# Task details:
In how many lines does the string "styles" appear? Answer with the number only.

═════ Supplied records

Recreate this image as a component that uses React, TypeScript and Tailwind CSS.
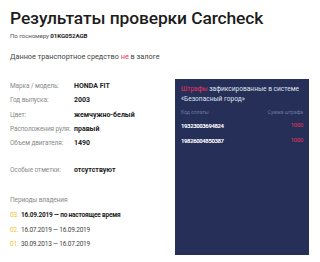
const specs = [
  { label: 'Марка / модель:', value: 'HONDA FIT' },
  { label: 'Год выпуска:', value: '2003' },
  { label: 'Цвет:', value: 'жемчужно-белый' },
  { label: 'Расположения руля:', value: 'правый' },
  { label: 'Объем двигателя:', value: '1490' },
];

const fines = [
  { code: '19323003694824', sum: '1000' },
  { code: '19826004850387', sum: '1000' },
];

const periods = [
  { n: '03.', text: '16.09.2019 — по настоящее время', current: true },
  { n: '02.', text: '16.07.2019 — 16.09.2019' },
  { n: '01.', text: '30.09.2013 — 16.07.2019' },
];

export default function App() {
  return (
    <div className="h-[262px] w-[320px] overflow-hidden bg-white font-['Roboto',sans-serif] text-[#1c1c1c]">
      <div className="px-[10px] pt-[8px]">
        <h1 className="text-[17.4px] font-medium leading-[20px] tracking-[-0.1px]">Результаты проверки Carcheck</h1>
        <p className="mt-[4px] text-[6.2px] leading-[9px] tracking-[-0.1px] text-[#555]">
          По госномеру <span className="font-bold text-[#222]">01KG052AGB</span>
        </p>
        <p className="mt-[11px] text-[7.3px] leading-[10px] text-[#444]">
          Данное транспортное средство <span className="text-[#e8345a]">не</span> в залоге
        </p>
      </div>

      <div className="mt-[17px] flex pl-[10px] pr-[11px]">
        <div className="w-[165px]">
          <div className="flex flex-col gap-[5.3px] pt-[3px]">
            {specs.map((s) => (
              <div key={s.label} className="flex whitespace-nowrap leading-[9px]">
                <span className="w-[64px] text-[6.5px] tracking-[-0.1px] text-[#8a8a8a]">{s.label}</span>
                <span className="text-[7px] font-bold text-[#222]">{s.value}</span>
              </div>
            ))}
          </div>
          <div className="mt-[18px] flex whitespace-nowrap leading-[9px]">
            <span className="w-[64px] text-[6.5px] tracking-[-0.1px] text-[#8a8a8a]">Особые отметки:</span>
            <span className="text-[7px] font-bold text-[#222]">отсутствуют</span>
          </div>
          <p className="mt-[21px] text-[6.5px] leading-[9px] tracking-[-0.1px] text-[#8a8a8a]">Периоды владения</p>
          <div className="mt-[6px] flex flex-col gap-[5.5px]">
            {periods.map((p) => (
              <div key={p.n} className="flex whitespace-nowrap text-[6.5px] leading-[9px] tracking-[-0.2px]">
                <span className="w-[11px] text-[#f2c230]">{p.n}</span>
                <span className={p.current ? 'font-bold text-[#222]' : 'text-[#444]'}>{p.text}</span>
              </div>
            ))}
          </div>
        </div>

        <div className="h-[176px] w-[134px] bg-[#262f58] pl-[6px] pr-[6px] pt-[5px] text-white">
          <p className="whitespace-nowrap text-[6.6px] leading-[10px] text-[#dfe2ee]">
            <span className="text-[#e8345a]">Штрафы</span> зафиксированные в системе
            <br />
            «Безопасный город»
          </p>
          <div className="mt-[4px] flex justify-between text-[5px] leading-[8px] text-[#6e779c]">
            <span>Код оплаты</span>
            <span>Сумма штрафа</span>
          </div>
          <div className="mt-[4.5px] flex flex-col gap-[6px]">
            {fines.map((f) => (
              <div key={f.code} className="flex items-center justify-between leading-[9px]">
                <span className="text-[6px] font-bold tracking-[-0.4px] text-white">{f.code}</span>
                <span className="text-[5.8px] tracking-[-0.2px] text-[#e8345a]">{f.sum}</span>
              </div>
            ))}
          </div>
        </div>
      </div>
    </div>
  );
}
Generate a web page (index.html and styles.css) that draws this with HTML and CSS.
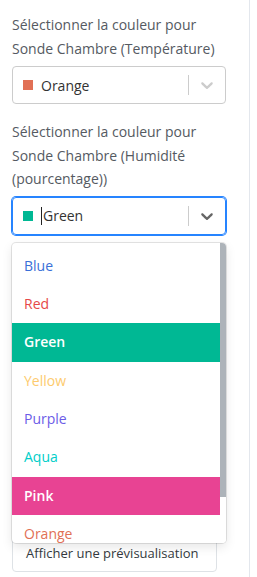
FILE: index.html
```html
<!DOCTYPE html>
<html lang="fr">

<head>
    <meta charset="UTF-8">
    <meta name="viewport" content="width=device-width, initial-scale=1.0">
    <title>Couleurs</title>
    <link rel="stylesheet" href="styles.css">
</head>

<body>
    <div class="panel">
        <div class="field">
            <label class="field-label">Sélectionner la couleur pour Sonde Chambre (Température)</label>
            <div class="select">
                <div class="select-value">
                    <span class="swatch swatch-orange"></span>
                    <span class="select-text">Orange</span>
                </div>
                <span class="select-sep"></span>
                <span class="select-arrow">
                    <svg width="20" height="20" viewBox="0 0 20 20"><path d="M4.516 7.548c0.436-0.446 1.043-0.481 1.576 0l3.908 3.747 3.908-3.747c0.533-0.481 1.141-0.446 1.574 0 0.436 0.445 0.408 1.197 0 1.615-0.406 0.418-4.695 4.502-4.695 4.502-0.217 0.223-0.502 0.335-0.787 0.335s-0.57-0.112-0.789-0.335c0 0-4.287-4.084-4.695-4.502s-0.436-1.17 0-1.615z" fill="currentColor"/></svg>
                </span>
            </div>
        </div>

        <div class="field">
            <label class="field-label">Sélectionner la couleur pour Sonde Chambre (Humidité (pourcentage))</label>
            <div class="select select-focused">
                <div class="select-value">
                    <span class="swatch swatch-green"></span>
                    <span class="caret"></span>
                    <span class="select-text">Green</span>
                </div>
                <span class="select-sep"></span>
                <span class="select-arrow">
                    <svg width="20" height="20" viewBox="0 0 20 20"><path d="M4.516 7.548c0.436-0.446 1.043-0.481 1.576 0l3.908 3.747 3.908-3.747c0.533-0.481 1.141-0.446 1.574 0 0.436 0.445 0.408 1.197 0 1.615-0.406 0.418-4.695 4.502-4.695 4.502-0.217 0.223-0.502 0.335-0.787 0.335s-0.57-0.112-0.789-0.335c0 0-4.287-4.084-4.695-4.502s-0.436-1.17 0-1.615z" fill="currentColor"/></svg>
                </span>
                <div class="menu">
                    <div class="menu-list">
                        <div class="option opt-blue">Blue</div>
                        <div class="option opt-red">Red</div>
                        <div class="option opt-green selected">Green</div>
                        <div class="option opt-yellow">Yellow</div>
                        <div class="option opt-purple">Purple</div>
                        <div class="option opt-aqua">Aqua</div>
                        <div class="option opt-pink selected">Pink</div>
                        <div class="option opt-orange">Orange</div>
                    </div>
                    <div class="scrollbar"><div class="thumb"></div></div>
                </div>
            </div>
        </div>

        <button class="btn-preview">Afficher une prévisualisation</button>
    </div>
</body>

</html>
```

FILE: styles.css
```css
html,
body {
    margin: 0;
    background: #fff;
}

body {
    font-family: "Open Sans", "Noto Sans", sans-serif;
    font-size: 14px;
    color: #333;
}

.panel {
    width: 250px;
    height: 577px;
    box-sizing: border-box;
    border-right: 1px solid #e3e7ed;
    padding: 13px 0 0 12px;
    overflow: hidden;
}

.field {
    width: 214px;
    margin-bottom: 16px;
}

.field-label {
    display: block;
    color: #555a62;
    line-height: 23.5px;
    margin-bottom: 6px;
}

.select {
    position: relative;
    height: 38px;
    box-sizing: border-box;
    border: 1px solid #ccc;
    border-radius: 4px;
    display: flex;
    align-items: center;
}

.select-focused {
    border-color: #2684ff;
    box-shadow: 0 0 0 1px #2684ff;
}

.select-value {
    flex: 1;
    display: flex;
    align-items: center;
    padding-left: 10px;
}

.swatch {
    width: 10px;
    height: 10px;
    margin-right: 8px;
}

.swatch-orange {
    background: #e17055;
}

.swatch-green {
    background: #00b894;
}

.caret {
    width: 1px;
    height: 18px;
    background: #222;
    margin-right: 1px;
}

.select-sep {
    width: 1px;
    height: 20px;
    background: #ccc;
}

.select-arrow {
    width: 36px;
    display: flex;
    justify-content: center;
    color: #ccc;
}

.select-focused .select-arrow {
    color: #666;
}

.menu {
    position: absolute;
    top: 45px;
    left: -1px;
    right: -1px;
    height: 300px;
    background: #fff;
    border-radius: 4px;
    box-shadow: 0 0 0 1px rgba(0, 0, 0, 0.1), 0 4px 11px rgba(0, 0, 0, 0.1);
    overflow: hidden;
    display: flex;
    z-index: 2;
}

.menu-list {
    flex: 1;
    padding-top: 4px;
}

.option {
    height: 38.4px;
    line-height: 38.4px;
    padding: 0 12px;
}

.option.selected {
    color: #fff;
    font-weight: 600;
}

.opt-blue { color: #3a6fd8; }
.opt-red { color: #e64848; }
.opt-green { background: #00b894; }
.opt-yellow { color: #fdcb6e; }
.opt-purple { color: #6c5ce7; }
.opt-aqua { color: #00cec9; }
.opt-pink { background: #e84393; }
.opt-orange { color: #e17055; }

.scrollbar {
    width: 6px;
    background: #fff;
}

.thumb {
    height: 254px;
    background: #adb3b9;
}

.btn-preview {
    display: block;
    margin-top: 299px;
    width: 205px;
    height: 38px;
    background: #fff;
    border: 1px solid #dee2e6;
    border-radius: 4px;
    font-family: inherit;
    font-size: 13px;
    color: #343a40;
    text-align: left;
    white-space: nowrap;
    padding: 0 0 0 13px;
}
```
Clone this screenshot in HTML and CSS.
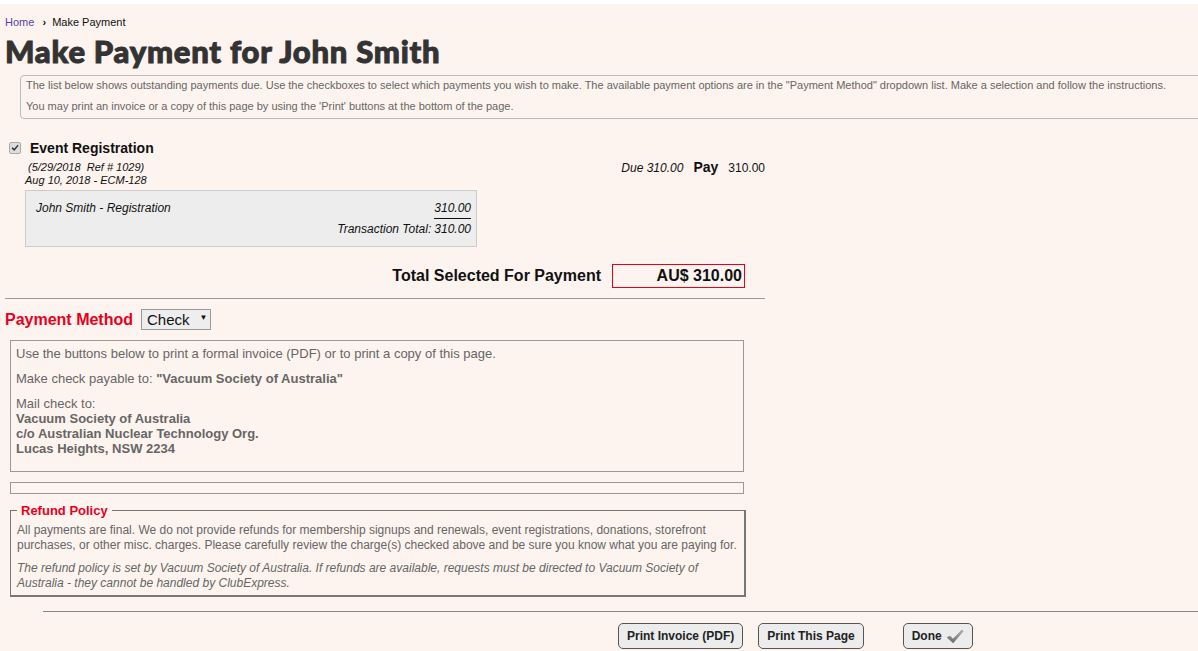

══════════

# Complete output:
3